= Palestinian Cairo Declaration =

2005 agreement among Palestinian factions

The Palestinian Cairo Declaration was a declaration signed on 19 March 2005 by twelve Palestinian factions, including Fatah, Hamas, Islamic Jihad, Popular Front for the Liberation of Palestine (PFLP) and Democratic Front for the Liberation of Palestine (DFLP). The Cairo Declaration affirmed the status of the Palestine Liberation Organization (PLO) as the sole legitimate representative of the Palestinian people through the participation in it of all forces and factions according to democratic principles. The Declaration implied a reform of the PLO by the inclusion in the PLO of Hamas and Islamic Jihad.

The signatories included Fatah, headed by Mahmoud Abbas and Hamas, headed by Khalid Mash'al.

==Background==

A major point of disagreement between the large factions of Hamas and Fatah (including the PLO) was – and still is – that Fatah has formally denounced armed resistance, whereas Hamas still promotes armed struggle against the Israeli occupation.

Yasser Arafat, the President of the Palestinian Authority, died on 11 November 2004. The Palestinian presidential election to fill the position took place on 9 January 2005 in both the West Bank and Gaza, but were boycotted by both Hamas and Islamic Jihad. The election resulted in PLO chairman Mahmoud Abbas being elected President to a four-year term.

On 16 February 2005, the Israeli parliament (the Knesset) approved the Israeli disengagement from Gaza, which would have drastically changed Israeli–Palestinian relations in Gaza.

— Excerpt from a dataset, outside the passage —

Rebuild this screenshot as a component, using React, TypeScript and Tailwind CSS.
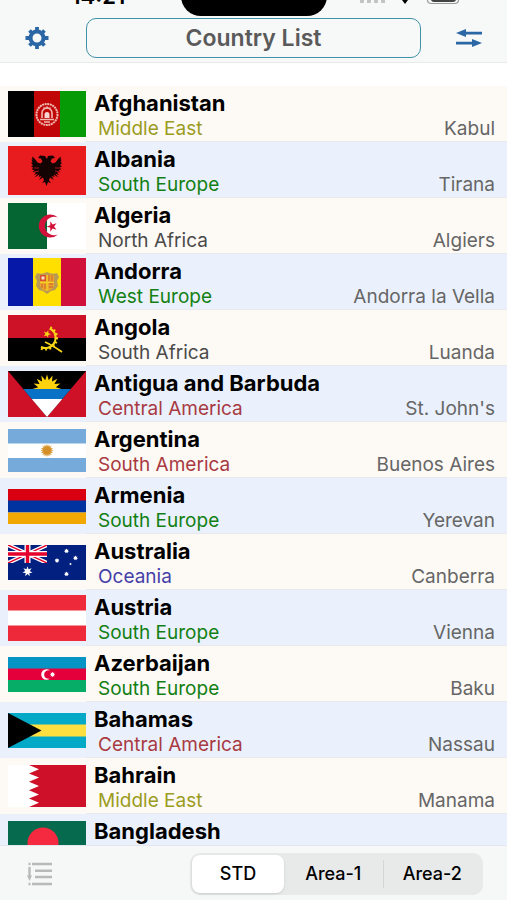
import { useState } from "react";
import type { ReactNode } from "react";

type Region =
    | "Middle East"
    | "South Europe"
    | "North Africa"
    | "West Europe"
    | "South Africa"
    | "Central America"
    | "South America"
    | "Oceania"
    | "South Asia";

interface Country {
    name: string;
    region: Region;
    capital: string;
    flagHeight: number;
    flag: ReactNode;
}

const regionColors: Record<Region, string> = {
    "Middle East": "text-[#9c9c1e]",
    "South Europe": "text-[#138013]",
    "North Africa": "text-[#4a4a4a]",
    "West Europe": "text-[#138013]",
    "South Africa": "text-[#4a4a4a]",
    "Central America": "text-[#a83a42]",
    "South America": "text-[#a83a42]",
    "Oceania": "text-[#4540a8]",
    "South Asia": "text-[#9c9c1e]",
};

const star = (cx: number, cy: number, outer: number, inner: number, points: number, turn = -90) =>
    Array.from({ length: points * 2 }, (_, i) => {
        const r = i % 2 === 0 ? outer : inner;
        const a = ((turn + (i * 180) / points) * Math.PI) / 180;
        return `${(cx + r * Math.cos(a)).toFixed(2)},${(cy + r * Math.sin(a)).toFixed(2)}`;
    }).join(" ");

const countries: Country[] = [
    {
        name: "Afghanistan",
        region: "Middle East",
        capital: "Kabul",
        flagHeight: 46,
        flag: (
            <>
                <rect width="26" height="46" fill="#000" />
                <rect x="26" width="26" height="46" fill="#c00606" />
                <rect x="52" width="26" height="46" fill="#069a06" />
                <g fill="none" stroke="#f0b8b0">
                    <circle cx="39" cy="23.5" r="10.5" strokeWidth="2" strokeDasharray="2 .6" />
                    <path d="M34 27v-5a5 5 0 0 1 10 0v5M32 28.500h14M36 31h6" strokeWidth="1.600" />
                    <path d="M39 15v3M35 17l8 0" strokeWidth="1" />
                </g>
                <path d="M36.500 27v-3.500a2.500 2.500 0 0 1 5 0V27z" fill="#f7d5d0" />
            </>
        ),
    },
    {
        name: "Albania",
        region: "South Europe",
        capital: "Tirana",
        flagHeight: 49,
        flag: (
            <>
                <rect width="78" height="49" fill="#e81c1e" />
                <path
                    d="M39 13l-2-3-5-.5-2 2.500 3 .5 1.500 3-2 2-3-1-3-4-2.500-2 .5 3-1 0 1 3-1.500 0 2 3-2 .5 2.500 2-2 1 3 1.500-2 1.500 3.500.5-2 2.500 4-1.500-3.500 4 5-3-1 2.500 3-1-2.500 4 4-2.500 1 3-2 2.500 3-1 1.500 4 1.500-4 3 1-2-2.500 1-3 4 2.500-2.500-4 3 1-1-2.500 5 3-3.500-4 4 1.500-2-2.500 3.500-.5-2-1.500 3-1.500-2-1 2.500-2-2-.5 2-3-1.500 0 1-3-1 0 .5-3-2.500 2-3 4-3 1-2-2 1.500-3 3-.5-2-2.500-5 .5z"
                    fill="#140303"
                />
                <path d="M31 22l-5 0M31 25l-5 1M47 22l5 0M47 25l5 1" stroke="#e81c1e" strokeWidth=".7" />
            </>
        ),
    },
    {
        name: "Algeria",
        region: "North Africa",
        capital: "Algiers",
        flagHeight: 46,
        flag: (
            <>
                <rect width="78" height="46" fill="#fff" />
                <rect width="39" height="46" fill="#056634" />
                <path d="M50 14.500a11.500 11.500 0 1 0 0 17a9.300 9.300 0 1 1 0-17z" fill="#d21238" />
                <polygon points={star(44, 23.5, 5.5, 2.1, 5, 180)} fill="#d21238" />
            </>
        ),
    },
    {
        name: "Andorra",
        region: "West Europe",
        capital: "Andorra la Vella",
        flagHeight: 48,
        flag: (
            <>
                <rect width="26" height="48" fill="#0618a8" />
                <rect x="25" width="28" height="48" fill="#fedf00" />
                <rect x="53" width="25" height="48" fill="#d0103a" />
                <path
                    d="M29 15q5 2 10-1 5 3 10 1l2 4-2 4 1 5-3 4-4 1-4 3-4-3-4-1-3-4 1-5-2-4z"
                    fill="#b89a55"
                />
                <path d="M32 17h14v11q-2 5-7 5t-7-5z" fill="#e9a52c" />
                <path d="M32 17h6v6h-6z" fill="#d8502c" />
                <path d="M33.500 18.500h3v3h-3z" fill="#f5e0c8" />
                <path d="M41 17v6M44 17v6M34 26v4M37 26v5M41 26h4M41 29h4" stroke="#d8702c" strokeWidth="1.300" />
                <path d="M32 24.500h14M39 17v16" stroke="#f7d023" strokeWidth="1.200" />
            </>
        ),
    },
    {
        name: "Angola",
        region: "South Africa",
        capital: "Luanda",
        flagHeight: 46,
        flag: (
            <>
                <rect width="78" height="46" fill="#000" />
                <rect width="78" height="23" fill="#cd1126" />
                <path d="M42 13.500a10 10 0 1 1-9 18.500" fill="none" stroke="#f9d616" strokeWidth="2" />
                <path
                    d="M42 12.800a10.700 10.700 0 1 1-9.500 20"
                    fill="none"
                    stroke="#f9d616"
                    strokeWidth="3.500"
                    strokeDasharray="1.800 2.200"
                />
                <path d="M37 27q7 3 17 10" fill="none" stroke="#f9d616" strokeWidth="1.800" />
                <polygon points={star(39, 19, 4, 1.6, 5, -70)} fill="#f9d616" />
            </>
        ),
    },
    {
        name: "Antigua and Barbuda",
        region: "Central America",
        capital: "St. John's",
        flagHeight: 46,
        flag: (
            <>
                <rect width="78" height="46" fill="#cf1128" />
                <path d="M0 0h78L39 46z" fill="#000" />
                <polygon points={star(39, 18, 14.5, 9, 16)} fill="#fdd20f" />
                <path d="M15.200 18h47.600L54.300 28H23.700z" fill="#0a72c6" />
                <path d="M23.700 28h30.600L39 46z" fill="#fff" />
            </>
        ),
    },
    {
        name: "Argentina",
        region: "South America",
        capital: "Buenos Aires",
        flagHeight: 43,
        flag: (
            <>
                <rect width="78" height="43" fill="#75aadb" />
                <rect y="14.500" width="78" height="14.500" fill="#fff" />
                <polygon points={star(39, 21.5, 6.6, 4.6, 16)} fill="#dcaa55" />
                <circle cx="39" cy="21.500" r="4" fill="#d58f28" />
            </>
        ),
    },
    {
        name: "Armenia",
        region: "South Europe",
        capital: "Yerevan",
        flagHeight: 35,
        flag: (
            <>
                <rect width="78" height="12" fill="#d90012" />
                <rect y="11.500" width="78" height="12" fill="#0033a0" />
                <rect y="23.500" width="78" height="11.500" fill="#f2a800" />
            </>
        ),
    },
    {
        name: "Australia",
        region: "Oceania",
        capital: "Canberra",
        flagHeight: 35,
        flag: (
            <>
                <rect width="78" height="35" fill="#012080" />
                <svg width="39" height="18" viewBox="0 0 39 18">
                    <path d="M0 0l39 18M39 0L0 18" stroke="#fff" strokeWidth="4" />
                    <path d="M0 0l39 18M39 0L0 18" stroke="#e4002b" strokeWidth="1.400" />
                    <path d="M19.500 0v18M0 9h39" stroke="#fff" strokeWidth="6" />
                    <path d="M19.500 0v18M0 9h39" stroke="#e4002b" strokeWidth="3.400" />
                </svg>
                <polygon points={star(19.5, 26.5, 5.2, 2.4, 7)} fill="#fff" />
                <polygon points={star(58.5, 6, 2.5, 1.5, 7)} fill="#fff" />
                <polygon points={star(49, 15.5, 2.5, 1.5, 7)} fill="#fff" />
                <polygon points={star(67.5, 13, 2.5, 1.5, 7)} fill="#fff" />
                <polygon points={star(62.5, 19, 1.4, 0.7, 5)} fill="#fff" />
                <polygon points={star(58.5, 29, 2.5, 1.5, 7)} fill="#fff" />
            </>
        ),
    },
    {
        name: "Austria",
        region: "South Europe",
        capital: "Vienna",
        flagHeight: 46,
        flag: (
            <>
                <rect width="78" height="46" fill="#ee2a3a" />
                <rect y="15.500" width="78" height="15" fill="#fff" />
            </>
        ),
    },
    {
        name: "Azerbaijan",
        region: "South Europe",
        capital: "Baku",
        flagHeight: 35,
        flag: (
            <>
                <rect width="78" height="12" fill="#0594c4" />
                <rect y="11.500" width="78" height="12" fill="#e4003a" />
                <rect y="23" width="78" height="12" fill="#05ad66" />
                <path d="M42 13.500a5.300 5.300 0 1 0 0 8a4.300 4.300 0 1 1 0-8z" fill="#fff" />
                <polygon points={star(44.5, 17.5, 2.7, 1.6, 8)} fill="#fff" />
            </>
        ),
    },
    {
        name: "Bahamas",
        region: "Central America",
        capital: "Nassau",
        flagHeight: 35,
        flag: (
            <>
                <rect width="78" height="35" fill="#04a9c7" />
                <rect y="11.500" width="78" height="12" fill="#fedf40" />
                <path d="M0 0l33.500 17.500L0 35z" fill="#000" />
            </>
        ),
    },
    {
        name: "Bahrain",
        region: "Middle East",
        capital: "Manama",
        flagHeight: 42,
        flag: (
            <>
                <rect width="78" height="42" fill="#fff" />
                <path
                    d="M78 0H21l10 4.200-10 4.200 10 4.200-10 4.200 10 4.200-10 4.200 10 4.200-10 4.200 10 4.200L21 42h57z"
                    fill="#ce1128"
                />
            </>
        ),
    },
    {
        name: "Bangladesh",
        region: "South Asia",
        capital: "Dhaka",
        flagHeight: 42,
        flag: (
            <>
                <rect width="78" height="42" fill="#056a4e" />
                <circle cx="35" cy="22" r="15.500" fill="#f52a41" />
            </>
        ),
    },
];

const GearIcon = () => (
    <svg width="24" height="24" viewBox="0 0 24 24" aria-hidden="true">
        <circle cx="12" cy="12" r="6.500" fill="none" stroke="#2b66a5" strokeWidth="4" />
        <path
            d="M12 1v4M12 19v4M.5 12h4M19.500 12h4M4.500 4.500L7 7M17 17l2.500 2.500M19.500 4.500L17 7M7 17l-2.500 2.500"
            stroke="#2b66a5"
            strokeWidth="3.800"
            strokeLinejoin="round"
        />
    </svg>
);

const SwapIcon = () => (
    <svg width="26" height="20" viewBox="0 0 26 20" fill="#2b66a5" aria-hidden="true">
        <path d="M0 5L10 1v2.700h16v2.800H10V9z" />
        <path d="M26 15l-10-4v2.700H0v2.800h16V19z" />
    </svg>
);

const SortListIcon = () => (
    <svg width="26" height="24" viewBox="0 0 26 24" fill="none" stroke="#b9b9b9" strokeWidth="2.400" aria-hidden="true">
        <path d="M5 2h20M8 8.700h17M8 15h17M5 22h20M1.500 2h2M1.500 22h2" />
        <path d="M2.500 5v10" />
        <path d="M0 13.500h5L2.500 19z" fill="#b9b9b9" stroke="none" />
    </svg>
);

// Only the lower edge of the status bar is visible above the navigation bar
const StatusBar = () => (
    <div className="grid h-4 grid-cols-[1fr_146px_1fr] overflow-hidden">
        <div className="-mt-5 pl-4 text-center text-[22px] leading-8 font-semibold text-black">14:21</div>
        <div className="-mt-6 h-10 rounded-[20px] bg-black" />
        <svg className="ml-8 h-4 w-[110px]" viewBox="0 0 110 16" aria-hidden="true">
            <path d="M1 0h4v3H1zM8 0h4v3H8zM15 0h4v3h-4zM22 0h4v3h-4z" fill="#c4c4c4" />
            <path d="M43 0h6l-3 4z" fill="#000" />
            <path d="M68.500-6v6q0 3.500 4 3.500h23q4 0 4-3.500v-6" fill="none" stroke="#999" strokeWidth="1.200" />
            <path d="M72 0h25q-.5 2-3 2H75q-2.500 0-3-2z" fill="#444" />
        </svg>
    </div>
);

const CountryRow = ({ country }: { country: Country }) => (
    <li className="flex h-14 bg-[#eaf1fc] pl-2 odd:bg-[#fdf9f5]">
        <div className="flex w-[78px] shrink-0 items-center">
            <svg
                width="78"
                height={country.flagHeight}
                viewBox={`0 0 78 ${country.flagHeight}`}
                role="img"
                aria-label={`Flag of ${country.name}`}
            >
                {country.flag}
            </svg>
        </div>
        <div className="min-w-0 flex-1 border-b border-[#e8e9ec] pt-1 pr-3 pl-2">
            <h2 className="truncate text-[22px] leading-[26px] font-bold text-black">{country.name}</h2>
            <div className="flex justify-between pl-1 text-[19px] leading-[26px]">
                <span className={regionColors[country.region]}>{country.region}</span>
                <span className="text-[#666]">{country.capital}</span>
            </div>
        </div>
    </li>
);

const tabs = ["STD", "Area-1", "Area-2"];

export default function App() {
    const [active, setActive] = useState("STD");

    return (
        <div className="flex h-screen flex-col overflow-hidden bg-white font-['Inter',sans-serif]">
            <header className="shrink-0 border-b border-[#e9eaea] bg-[#f7f8f8]">
                <StatusBar />
                <div className="flex items-center justify-between pt-0.5 pr-[25px] pb-1 pl-[25px]">
                    <button type="button" aria-label="Settings">
                        <GearIcon />
                    </button>
                    <button
                        type="button"
                        className="mr-[35px] ml-[37px] h-10 flex-1 rounded-[10px] border border-[#3f93a5] text-[23px] leading-7 font-semibold text-[#5a5a5a]"
                    >
                        Country List
                    </button>
                    <button type="button" aria-label="Swap">
                        <SwapIcon />
                    </button>
                </div>
            </header>

            <main className="min-h-0 flex-1 overflow-y-auto pt-[23px] [scrollbar-width:none]">
                <ul>
                    {countries.map((country) => (
                        <CountryRow key={country.name} country={country} />
                    ))}
                </ul>
            </main>

            <footer className="flex h-[55px] shrink-0 items-center justify-between border-t border-[#e4e8ee] bg-[#f6f7f7] pt-0.5 pr-6 pl-[27px]">
                <button type="button" aria-label="Sort list">
                    <SortListIcon />
                </button>
                <div className="grid h-[42px] w-[293px] grid-cols-[92px_1fr_1fr] items-center rounded-[10px] bg-[#e8e9e9] p-0.5">
                    {tabs.map((tab) => (
                        <button
                            key={tab}
                            type="button"
                            aria-pressed={active === tab}
                            onClick={() => setActive(tab)}
                            className={
                                active === tab
                                    ? "h-[38px] rounded-lg bg-white text-lg font-medium text-black shadow"
                                    : "h-7 border-[#d4d5d5] text-lg font-medium text-black last:border-l"
                            }
                        >
                            {tab}
                        </button>
                    ))}
                </div>
            </footer>
        </div>
    );
}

The Cairo Declaration, signed on 19 March 2005 at the end of a 3-days meeting in Cairo, was an early conciliation attempt with the aim to unite the Palestinian factions against the Israeli occupation, restructure the PLO and avoid further violent interactions between the Palestinian groups.

The Israeli withdrawal from Gaza was unilaterally completed by 12 September 2005.

==Details==
The Declaration contains 6 points:

1. it recalled the "right of the Palestinian people to resistance in order to end the occupation", the right to establish a Palestinian state with Jerusalem as its capital, and the Palestinian right of return.
2. it advocated the continuation of the Palestinian "atmosphere of calm in return for Israel's adherence to stopping all forms of aggression" against Palestinian land and people.
3. it warned against the Israeli West Bank barrier and the Judaization of Jerusalem.
4. it observed the necessity of completing the reform of Palestinian matters, including democracy, local and legislative elections and the introduction of an election system on the basis of proportional representation.
5. it stated that the parties agreed to reform the PLO "in order to include all the Palestinian powers and factions, as the organization is the sole legitimate representative of the Palestinian people". A committee would be made up to define the bases for the development.
6. it emphasized "that dialogue is the sole means of interaction among all the factions, as a support to national unity and the unity of the Palestinian ranks". The use of weapons in internal disputes should be forbidden.

==Aftermath==
The Palestinian legislative election took place on 25 January 2006, and resulted in a Hamas victory. Hamas leader Ismail Haniyeh formed a new PA government on 29 March 2006 comprising mostly Hamas members, after Fatah and other factions refused to join. Hamas continued not to recognize Israel and earlier agreements, leading to a substantial part of the international community, especially Israel, the United States and European countries, not to deal with the Hamas government and imposed sanctions. Following the abduction by Hamas militants of Gilad Shalit on 25 June 2006 in a cross-border raid via a tunnel out of Gaza, Israel detained nearly a quarter of PLC members and ministers on the West Bank during August 2006 and intensified the boycott of Gaza and other punitive measures. The Palestinian Prisoners' Document (also known as the Palestinian National Conciliation Document) dated 28 June 2006 urged the implementation of the Cairo Declaration.

Calls for the implementation of the Cairo Declaration, the formation of a unity government and the cessation of violence between Fatah and Hamas were made in the Fatah–Hamas Mecca Agreement of 8 February 2007. The Hamas government was replaced on 17 March 2007 by a national unity government headed by Haniyeh comprising Hamas and Fatah ministers.

In June 2007, after the Hamas takeover of Gaza, when Hamas fighters took control of the Gaza Strip and removed all Fatah officials, President Abbas, on 14 June, declared a state of emergency by Presidential decree, and dismissed Haniyeh's national unity government, and appointed an emergency government and suspended articles of the Basic Law, to circumvent the needed PNC approval.

President Abbas threatened on 18 July 2007 to cancel the Cairo Declaration, which would have had the effect of expelling Hamas and Islamic Jihad from the PLO. The PFLP and the DFLP urged Abbas not to annul the Declaration.